The environmental area called the Neue Welt (new world) evolved in the 17th century as the industry started to establish itself around the upper end of the "St. Alban-Teich". This is an artificially constructed canal built during the 12th century to bring water (water power) to the industry in Basel.

Later, during 1624–25, the canal was prolonged through Brüglingen towards the Birs waterfall in Münchenstein. From here the water is diverged to the canal. Here there is a small power station that has been built onto the waterfall.

The residential estate Wasserhaus lies on the left bank of the river Birs, between the industrial area of the Neue Welt and the waterfall.

==History==
Up until the end of the First World War, the building of residential areas was confined to areas within the Basel city boundaries. Soon after the First World War, however, the suburban areas started being inhabited and expanded. It was during this period that large residential building blocks were erected in Basel's peripheries. These quarters were renowned for their high quality standards of residence, but also for their modest social attraction.

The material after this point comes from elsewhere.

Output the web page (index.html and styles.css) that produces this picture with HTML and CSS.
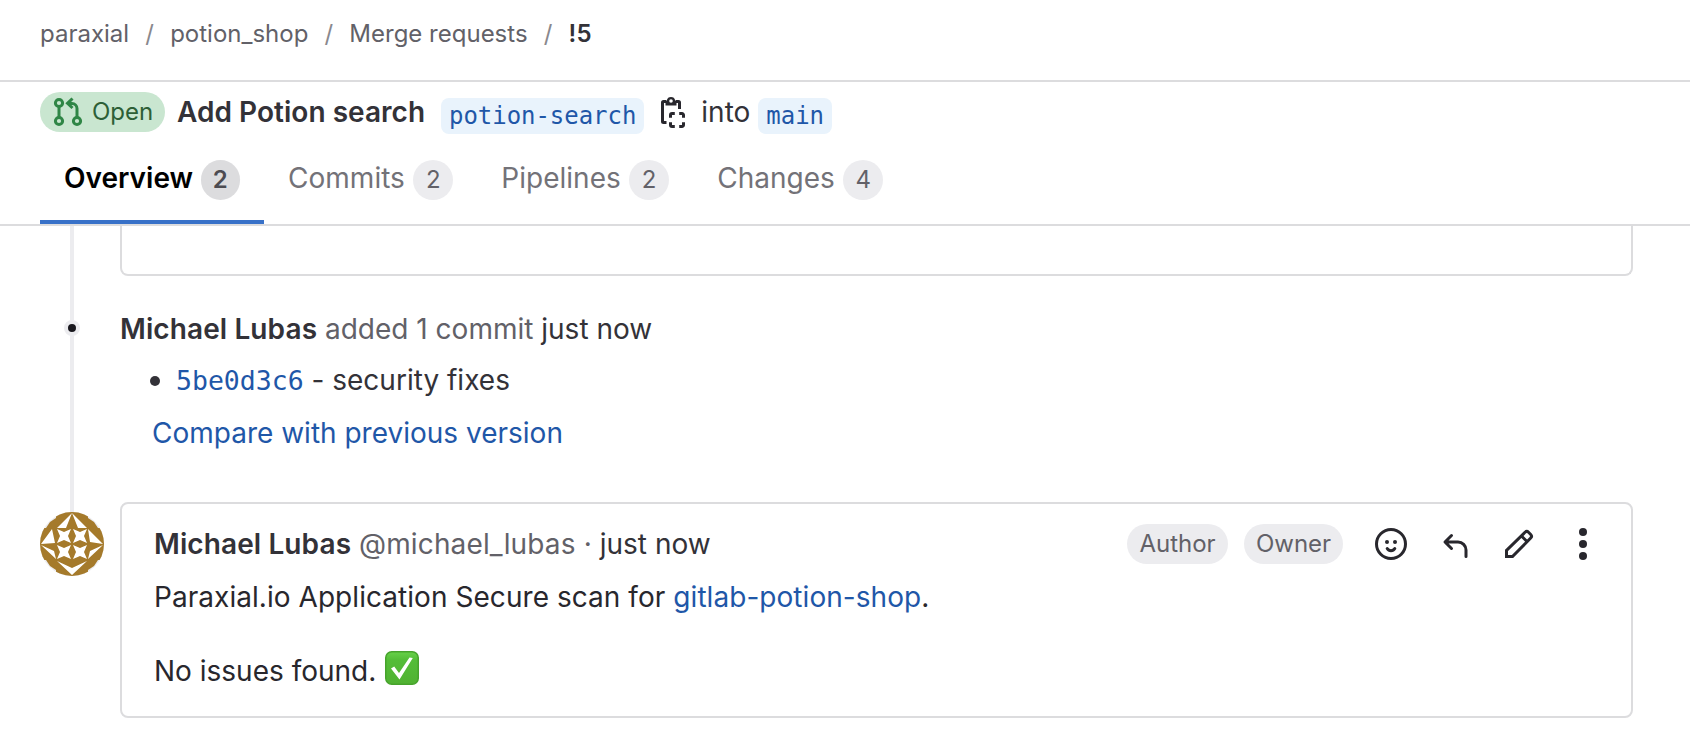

On the other hand, experiments were made with generously arranged cooperative settlements, primarily terraced houses with individual gardens. The communal housing estate "Freidorf" in Muttenz and "Wasserhaus" in Münchenstein are two prime examples of this evolution. These estates were developed to enhance the social charm in the rural community.

The "Wasserhaus" residential area was built during 1920–21. The estate originated thanks to financial investments from the regional industry. In the beginning the industries themselves administrated the cooperative in the function of housing for their workers. Later the small residential cooperative progressed as an alternative to the public pension schemes. During the 1980s the private pension schemes expanded, and the small cooperative was continually losing its financial advantages. Subsequently the houses were placed on the market and the cooperative folded.

==Architecture==
The estate was developed by the architect Wilhelm Eduard Brodtbeck (1873–1957) from Liestal (canton Baselland), concluding the plans drawn by Prof. Hans Benno Bernoulli (1876–1959).

Not only the funds and organisation originated from an innovative idea. The architecture was also revolutionary. Built on a vast unrestricted zone, far away from the town boundaries, the original project was foreseen for 100 residential terraced houses. These houses arranged uniformly distributed along two parallel streets in a north–south axis. Each house with a small garden to the street and a spacious rear garden. It was also foreseen to have a, focal and social, centrally situated congregational building as main component.

However, due to financial problems, only a part of the original plans (60 houses) were completed and this without the important central connecting elements. Nevertheless, because of the unique archetype nature and the prototypical neighbourhood, the Wasserhaus estate was taken up in the inventory of the valuable and worthy of protection place of interest. Inventar der schützenswerten Ortsbilder (ISOS)

The original project had also foreseen a large gardening area. These garden plots were later used as building space. An extension was built onto the estate during 1995–98.